From the entries that follow, gather each line holding the word "this".
-------- Data shown
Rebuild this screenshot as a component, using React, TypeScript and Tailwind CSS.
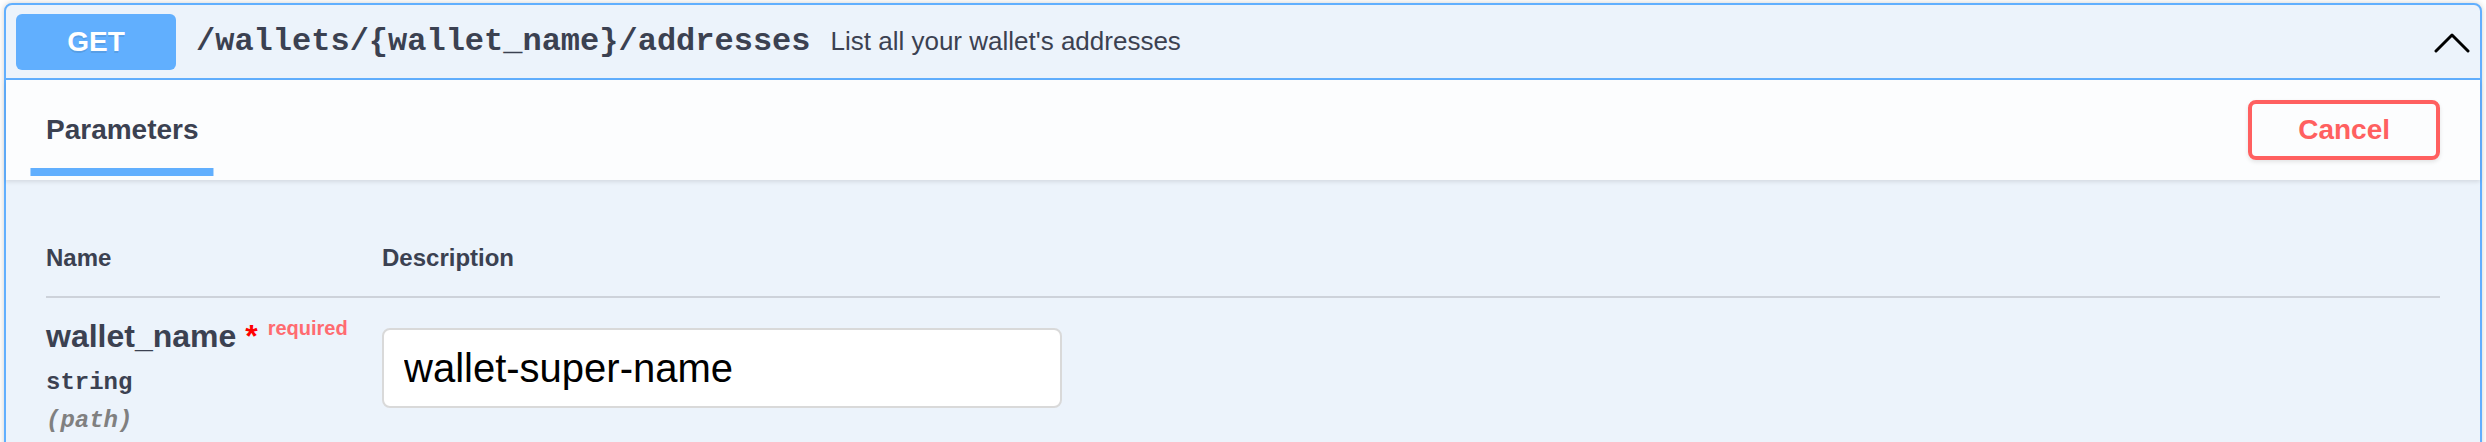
import React from 'react';

const sans = "font-['Liberation_Sans','Helvetica',Arial,sans-serif]";
const mono = "font-['Liberation_Mono','Courier_New',monospace]";

function ChevronUp() {
  return (
    <svg width="36" height="22" viewBox="0 0 36 22" className="shrink-0">
      <polyline
        points="2,20 18,4 34,20"
        fill="none"
        stroke="#000"
        strokeWidth="3"
        strokeLinecap="round"
        strokeLinejoin="round"
      />
    </svg>
  );
}

function Summary() {
  return (
    <div className="flex items-center h-[75px] px-[10px] border-b-2 border-[#61affe]">
      <span
        className={`${sans} w-[160px] h-[56px] shrink-0 rounded-[6px] bg-[#61affe] text-white font-bold text-[28px] flex items-center justify-center [text-shadow:0_2px_0_rgba(0,0,0,0.1)]`}
      >
        GET
      </span>
      <span className={`${mono} px-[20px] text-[32px] font-bold text-[#3b4151]`}>
        /wallets/{'{'}wallet_name{'}'}/addresses
      </span>
      <span className={`${sans} flex-1 text-[26px] text-[#3b4151]`}>
        List all your wallet's addresses
      </span>
      <ChevronUp />
    </div>
  );
}

function SectionHeader() {
  return (
    <div className="flex items-center justify-between h-[100px] px-[40px] bg-[#fcfdfe] shadow-[0_2px_4px_rgba(0,0,0,0.1)]">
      <h4 className={`${sans} text-[28px] font-bold text-[#3b4151]`}>
        <span className="relative inline-block leading-[32px]">
          Parameters
          <span className="absolute left-1/2 -translate-x-1/2 -bottom-[30px] h-[8px] w-[120%] bg-[#61affe]" />
        </span>
      </h4>
      <button
        className={`${sans} h-[60px] px-[46px] border-4 border-[#ff6060] rounded-[8px] bg-transparent text-[#ff6060] text-[28px] font-bold shadow-[0_2px_4px_rgba(0,0,0,0.1)]`}
      >
        Cancel
      </button>
    </div>
  );
}

function ParametersTable() {
  return (
    <div className="p-[40px]">
      <div className={`${sans} grid grid-cols-[336px_1fr] border-b-2 border-[#cdd2da] py-[24px] text-[24px] leading-[28px] font-bold text-[#3b4151]`}>
        <div>Name</div>
        <div>Description</div>
      </div>
      <div className="grid grid-cols-[336px_1fr] pt-[20px]">
        <div>
          <div className={`${sans} text-[32px] leading-[37px] font-bold text-[#3b4151] whitespace-nowrap`}>
            wallet_name
            <span className="text-[#ff0000]">&nbsp;*</span>
            <span className="relative -top-[12px] px-[10px] text-[20px] text-[#ff6b70]">required</span>
          </div>
          <div className={`${mono} py-[10px] text-[24px] leading-[28px] font-bold text-[#3b4151]`}>string</div>
          <div className={`${mono} text-[24px] leading-[28px] font-bold italic text-[#808080]`}>(path)</div>
        </div>
        <div>
          <input
            type="text"
            defaultValue="wallet-super-name"
            className={`${sans} mt-[10px] w-[680px] h-[80px] px-[20px] border-2 border-[#d9d9d9] rounded-[8px] bg-white text-[40px] text-black outline-none`}
          />
        </div>
      </div>
    </div>
  );
}

export default function App() {
  return (
    <div className="w-[2486px] h-[442px] overflow-hidden bg-white pt-[3px] pl-[4px]">
      <div className="w-[2478px] border-2 border-[#61affe] rounded-[8px] bg-[#ecf3fb] shadow-[0_0_6px_rgba(0,0,0,0.19)]">
        <Summary />
        <SectionHeader />
        <ParametersTable />
      </div>
    </div>
  );
}
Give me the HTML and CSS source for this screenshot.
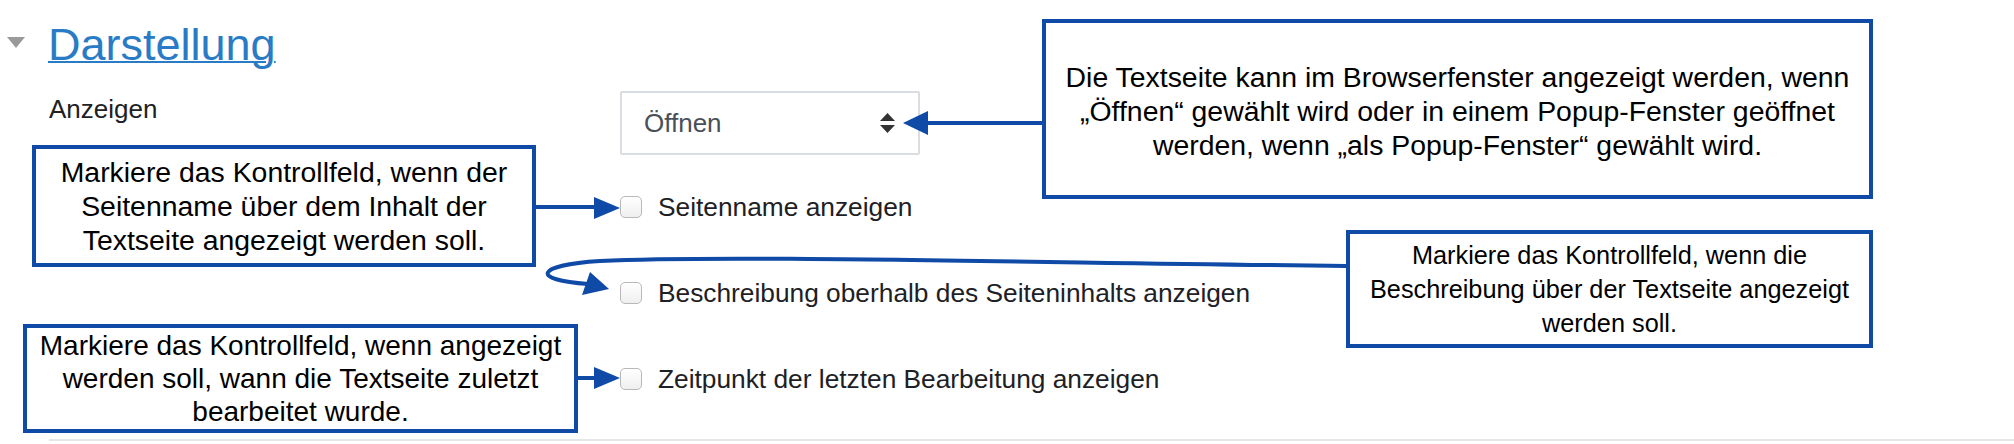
FILE: index.html
```html
<!DOCTYPE html>
<html lang="de">
<head>
<meta charset="utf-8"/>
<title>Darstellung</title>
<link rel="stylesheet" href="styles.css">
</head>
<body>
<div class="page">

  <div class="section">
    <div class="section-head">
      <span class="toggle"></span>
      <a href="#">Darstellung</a>
    </div>

    <div class="fitem row-select">
      <label class="fitem-label" for="display">Anzeigen</label>
      <div class="select" id="display">
        <span>Öffnen</span>
        <svg class="updown" width="15" height="20" viewBox="0 0 15 20">
          <polygon points="7.5,0 15,8 0,8" fill="#333"/>
          <polygon points="0,12 15,12 7.5,20" fill="#333"/>
        </svg>
      </div>
    </div>

    <div class="fitem row-check row-first">
      <div class="fitem-label"></div>
      <label class="check"><span class="box"></span>Seitenname anzeigen</label>
    </div>
    <div class="fitem row-check">
      <div class="fitem-label"></div>
      <label class="check"><span class="box"></span>Beschreibung oberhalb des Seiteninhalts anzeigen</label>
    </div>
    <div class="fitem row-check">
      <div class="fitem-label"></div>
      <label class="check"><span class="box"></span>Zeitpunkt der letzten Bearbeitung anzeigen</label>
    </div>
  </div>

  <!-- Hinweise -->
  <div class="note note-open">
    <p>Die Textseite kann im Browserfenster angezeigt werden, wenn<br>„Öffnen“ gewählt wird oder in einem Popup-Fenster geöffnet<br>werden, wenn „als Popup-Fenster“ gewählt wird.</p>
  </div>
  <div class="note note-title">
    <p>Markiere das Kontrollfeld, wenn der<br>Seitenname über dem Inhalt der<br>Textseite angezeigt werden soll.</p>
  </div>
  <div class="note note-desc">
    <p>Markiere das Kontrollfeld, wenn die<br>Beschreibung über der Textseite angezeigt<br>werden soll.</p>
  </div>
  <div class="note note-time">
    <p>Markiere das Kontrollfeld, wenn angezeigt<br>werden soll, wann die Textseite zuletzt<br>bearbeitet wurde.</p>
  </div>

  <svg class="arrows" width="2014" height="444" viewBox="0 0 2014 444">
    <g stroke="#0e4aa6" stroke-width="4" fill="none">
      <line x1="1042" y1="123" x2="922" y2="123"/>
      <line x1="536" y1="207" x2="598" y2="207"/>
      <path d="M1346 266 C 1000 262, 720 255, 600 261 C 535 265, 530 280, 588 284"/>
      <line x1="578" y1="378" x2="598" y2="378"/>
    </g>
    <g fill="#0e4aa6">
      <polygon points="903,123 928,111 928,135"/>
      <polygon points="620,208 594,197 594,219"/>
      <polygon points="609,289 582,295 590,272"/>
      <polygon points="620,378 594,367 594,389"/>
    </g>
  </svg>

</div>
</body>
</html>
```

FILE: styles.css
```css
body {
  margin: 0;
  background-color: #fff;
  font-family: "Liberation Sans", Arial, sans-serif;
}

.page {
  position: relative;
  width: 2014px;
  height: 444px;
  padding-top: 18px;
  box-sizing: border-box;
  overflow: hidden;
}

.section {
  margin-left: 49px;
  padding-bottom: 17px;
  border-bottom: 2px solid #e4e7ea;
}

.section-head {
  display: flex;
  align-items: center;
  height: 53px;
  margin-left: -42px;
}

.toggle {
  width: 0;
  height: 0;
  border-left: 9px solid transparent;
  border-right: 9px solid transparent;
  border-top: 11px solid #9a9a9a;
  margin-right: 23px;
  margin-top: -4px;
}

.section-head a {
  font-size: 45px;
  line-height: 53px;
  color: #2a7bc6;
  text-decoration: underline;
  text-decoration-thickness: 2px;
}

.fitem {
  display: flex;
}

.fitem-label {
  width: 571px;
  flex: none;
  font-size: 26px;
  line-height: 37px;
  color: #1d2125;
}

.row-select {
  margin-top: 20px;
  height: 64px;
}

.select {
  width: 300px;
  height: 64px;
  box-sizing: border-box;
  border: 2px solid #dadde1;
  border-radius: 2px;
  padding: 0 23px 0 22px;
  display: flex;
  align-items: center;
  justify-content: space-between;
  font-size: 26px;
  color: #495057;
}

.row-check {
  height: 86px;
  align-items: center;
}

.row-first {
  margin-top: 9px;
}

.check {
  display: flex;
  align-items: center;
  gap: 16px;
  font-size: 26.3px;
  color: #1d2125;
}

.box {
  width: 22px;
  height: 22px;
  box-sizing: border-box;
  border: 1.5px solid #b8b8b8;
  border-radius: 5px;
  background: linear-gradient(#fff, #efefef);
}

/* Hinweiskästen über dem Formular */
.note {
  position: absolute;
  box-sizing: border-box;
  border: 4px solid #0e4aa6;
  background-color: #fff;
  display: flex;
  align-items: center;
  justify-content: center;
  text-align: center;
  font-size: 28.4px;
  line-height: 34px;
  color: #000;
}

.note p {
  margin: 0;
}

.note-open {
  left: 1042px;
  top: 19px;
  width: 831px;
  height: 180px;
}

.note-open p {
  margin-top: 4px;
}

.note-title {
  left: 32px;
  top: 145px;
  width: 504px;
  height: 122px;
}

.note-desc {
  left: 1346px;
  top: 230px;
  width: 527px;
  height: 118px;
  font-size: 25.3px;
}

.note-time {
  left: 23px;
  top: 324px;
  width: 555px;
  height: 109px;
  font-size: 28px;
  line-height: 33px;
}

.arrows {
  position: absolute;
  left: 0;
  top: 0;
  pointer-events: none;
}
```
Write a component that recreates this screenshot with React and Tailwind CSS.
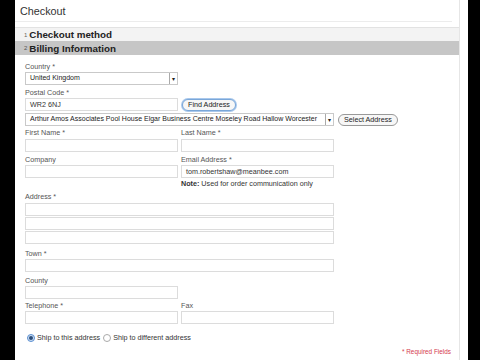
----------------
Exercise solution:
Rebuild this screenshot as a component, using React, TypeScript and Tailwind CSS.
Give me the HTML and CSS source for this screenshot.
Write a component that recreates this screenshot with React and Tailwind CSS.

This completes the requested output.